Conlon’s Mahler cycle closes with a powerful, moving Ninth Symphony
When James Conlon took the reins of the Ravinia Festival, he announced two major initiatives: exploring the music of composers persecuted by the Third Reich, and a complete traversal of the symphonies of Gustav Mahler.
Ravinia’s music director has accomplished both tasks in his five-year tenure, and the latter project came to its apparent conclusion Sunday evening with the performance of Mahler’s Symphony No. 9, the Austrian composer’s final completed work in the genre. (In a serendipitous bit of duel summer programming, Carlos Kalmar and the Grant Park Orchestra will tackle the same symphony next month at the Harris Theater.)

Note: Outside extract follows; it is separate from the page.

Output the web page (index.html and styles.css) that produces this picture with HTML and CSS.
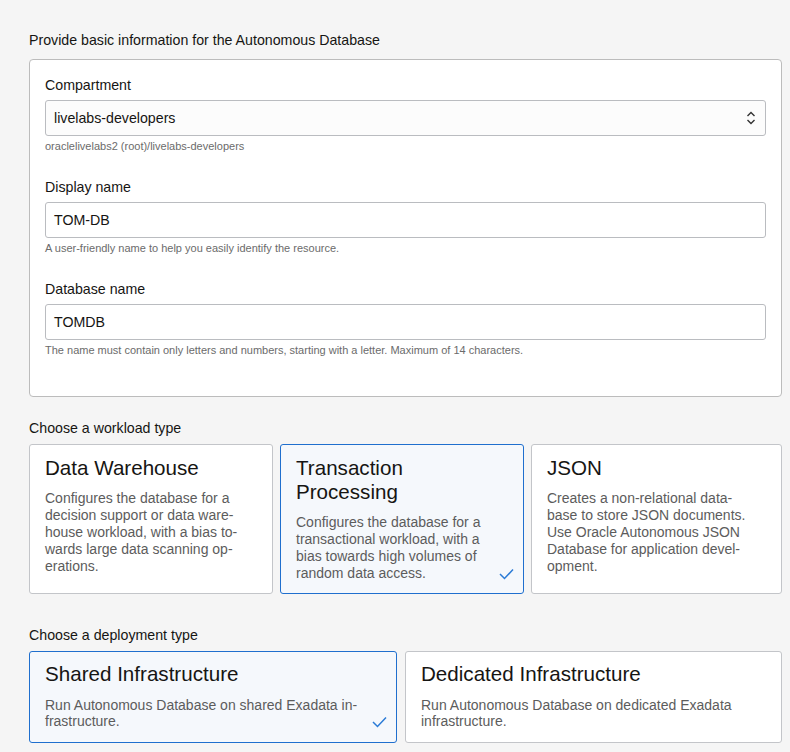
FILE: index.html
```html
<!DOCTYPE html>
<html lang="en">
<head>
<meta charset="utf-8">
<link rel="stylesheet" href="styles.css">
</head>
<body>
<div class="page">
  <h2 class="section-title first">Provide basic information for the Autonomous Database</h2>
  <div class="panel">
    <div class="field">
      <label class="label">Compartment</label>
      <div class="select">
        <span>livelabs-developers</span>
        <svg class="chev" width="10" height="14" viewBox="0 0 10 14"><path d="M1.5 5 L5 1.5 L8.5 5" fill="none" stroke="#333" stroke-width="1.4"/><path d="M1.5 9 L5 12.5 L8.5 9" fill="none" stroke="#333" stroke-width="1.4"/></svg>
      </div>
      <div class="help">oraclelivelabs2 (root)/livelabs-developers</div>
    </div>
    <div class="field">
      <label class="label">Display name</label>
      <div class="input">TOM-DB</div>
      <div class="help">A user-friendly name to help you easily identify the resource.</div>
    </div>
    <div class="field">
      <label class="label">Database name</label>
      <div class="input">TOMDB</div>
      <div class="help">The name must contain only letters and numbers, starting with a letter. Maximum of 14 characters.</div>
    </div>
  </div>

  <h2 class="section-title">Choose a workload type</h2>
  <div class="cards three">
    <div class="card">
      <div class="card-title">Data Warehouse</div>
      <div class="card-desc">Configures the database for a decision support or data ware&shy;house workload, with a bias to&shy;wards large data scanning op&shy;erations.</div>
    </div>
    <div class="card selected">
      <div class="card-title">Transaction Processing</div>
      <div class="card-desc">Configures the database for a transactional workload, with a bias towards high volumes of random data access.</div>
      <svg class="check" width="15" height="12" viewBox="0 0 15 12"><path d="M1 6 L5.5 10.5 L14 1.5" fill="none" stroke="#2b7bd6" stroke-width="1.5"/></svg>
    </div>
    <div class="card">
      <div class="card-title">JSON</div>
      <div class="card-desc">Creates a non-relational data&shy;base to store JSON documents. Use Oracle Autonomous JSON Database for application devel&shy;opment.</div>
    </div>
  </div>

  <h2 class="section-title deploy">Choose a deployment type</h2>
  <div class="cards two">
    <div class="card short selected">
      <div class="card-title">Shared Infrastructure</div>
      <div class="card-desc">Run Autonomous Database on shared Exadata in&shy;frastructure.</div>
      <svg class="check" width="15" height="12" viewBox="0 0 15 12"><path d="M1 6 L5.5 10.5 L14 1.5" fill="none" stroke="#2b7bd6" stroke-width="1.5"/></svg>
    </div>
    <div class="card short">
      <div class="card-title">Dedicated Infrastructure</div>
      <div class="card-desc">Run Autonomous Database on dedicated Exadata infrastructure.</div>
    </div>
  </div>
</div>
</body>
</html>
```
FILE: styles.css
```css
html, body {
  margin: 0;
  padding: 0;
  background: #f5f5f5;
}
body {
  font-family: "Liberation Sans", Arial, sans-serif;
  color: #161513;
}
.page {
  padding: 32px 8px 0 29px;
}
.section-title {
  font-size: 14.2px;
  font-weight: normal;
  line-height: 17px;
  margin: 23px 0 7px;
}
.section-title.first {
  margin: 0 0 10px;
}
.section-title.deploy {
  margin-top: 33px;
}
.panel {
  background: #fff;
  border: 1px solid #bcbcbc;
  border-radius: 4px;
  padding: 17px 15px 40px;
}
.field + .field {
  margin-top: 27px;
}
.label {
  display: block;
  font-size: 14.2px;
  line-height: 17px;
  margin-bottom: 6px;
}
.select, .input {
  box-sizing: border-box;
  height: 36px;
  border: 1px solid #babcc0;
  border-radius: 3px;
  background: #fcfcfc;
  font-size: 14.2px;
  padding: 0 8px;
  display: flex;
  align-items: center;
  justify-content: space-between;
}
.input {
  background: #fff;
}
.chev {
  margin-right: 1px;
}
.help {
  font-size: 11px;
  line-height: 12px;
  color: #6b6b6b;
  margin-top: 4px;
}
.cards {
  display: grid;
  gap: 7px;
}
.cards.three {
  grid-template-columns: 244px 244px 1fr;
}
.cards.two {
  grid-template-columns: 368px 1fr;
  gap: 8px;
}
.card {
  position: relative;
  background: #fff;
  border: 1px solid #c3c5c9;
  border-radius: 3px;
  padding: 11px 15px 11px;
  min-height: 126px;
}
.card.short {
  min-height: 0;
  padding: 10px 15px 13px;
}
.card.selected {
  border-color: #1f6fce;
  background: #f5f8fc;
}
.card-title {
  font-size: 20.6px;
  line-height: 24px;
}
.card-desc {
  font-size: 14px;
  line-height: 17px;
  color: #5c5c5c;
  margin-top: 10px;
}
.cards.three .card-desc {
  max-width: 200px;
}
.card.short .card-desc {
  line-height: 16px;
  margin-top: 11px;
}
.check {
  position: absolute;
  right: 9px;
  bottom: 13px;
}
.card.short .check {
  bottom: 14px;
}
```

Conlon’s chronological survey has received mixed notices, unsurprising for an orchestra with a rich Mahler lineage that has provided memorable interpretations by Haitink, Tennstedt, Abbado, Solti and Levine in recent decades, many of them recorded touchstones. Yet Conlon rose to the challenge of Mahler’s epic Ninth superbly with a powerful, deeply committed and magnificently played performance.
A century after its completion, there is still nothing quite like Mahler’s final symphony. Outwardly traditional in four movements, Mahler explodes expectations with two vast slow movements flanking a pair of faster sections, the 85-minute work pushing the borders of symphonic form to the breaking point.
Like all great works of art, Mahler’s Ninth contains much more than can be revealed in a single or even repeated hearings. Among the striking elements are the symphony’s reaching the limits of Late Romantic form and traditional tonality, and the fin-de-siecle cynicism and anticipation of war in Europe in the distorted waltz rhythms and malign military fanfares. Most of all, there’s a sense of personal tragedy in the composer’s own fateful premonition of his early death. From the opening bars and the sighing two-mote motif from which Mahler builds his vast structure, one can almost feel the composer’s life scrolling past.
Conlon had the full measure of the vast opening Andante, charting the expansive ebb and flow with a taut grip yet the requisite flexibility. Perhaps others have looked into the darkest shadows of the Ninth’s abyss with greater penetration, but the conductor surveyed the music’s range of humor, nostalgia and desolation with great skill and concentration, the Andante’s extended coda beautifully sustained.
Conlon and the CSO brought out the rustic humor of the second movement superbly, seguing from self-satisfied Landler rhythms into increasingly antic and uncontrolled regions. In the ensuing Rondo-Burleske the humor turns harsh and acrid, as the music grows increasingly grotesque and terrifying, the violent brass interjections and acid wind solos given immense character and vehement impact, with only slight consoling balm in the trio’s reminiscence.
The performance was at its finest in the closing Adagio. Conlon’s direction conveyed an expressive yet tempered farewell that firmly conveyed the sense of last things, a stoic acceptance of the harshness and tragedy of life amid a hard-won solace and transcendence of earthly concerns. The playing of the strings in the closing section was extraordinary, the dying away of the final phrases to near inaudibility, masterfully directed by Conlon and rendered with hair-trigger sensitivity by the musicians.
All CSO sections rose to the challenge of this intensely demanding score, with first-class contributions by hornist Dale Clevenger, trumpeter Chris Martin, clarinetist John Bruce Yeh, violist Charles Pikler, cellist John Sharp and concertmaster Robert Chen.
A successful conclusion then to an ambitious series. Perhaps next summer will bring us a postlude with the Tenth Symphony, preferably in Remo Mazzetti’s revised completion of Mahler’s unfinished score.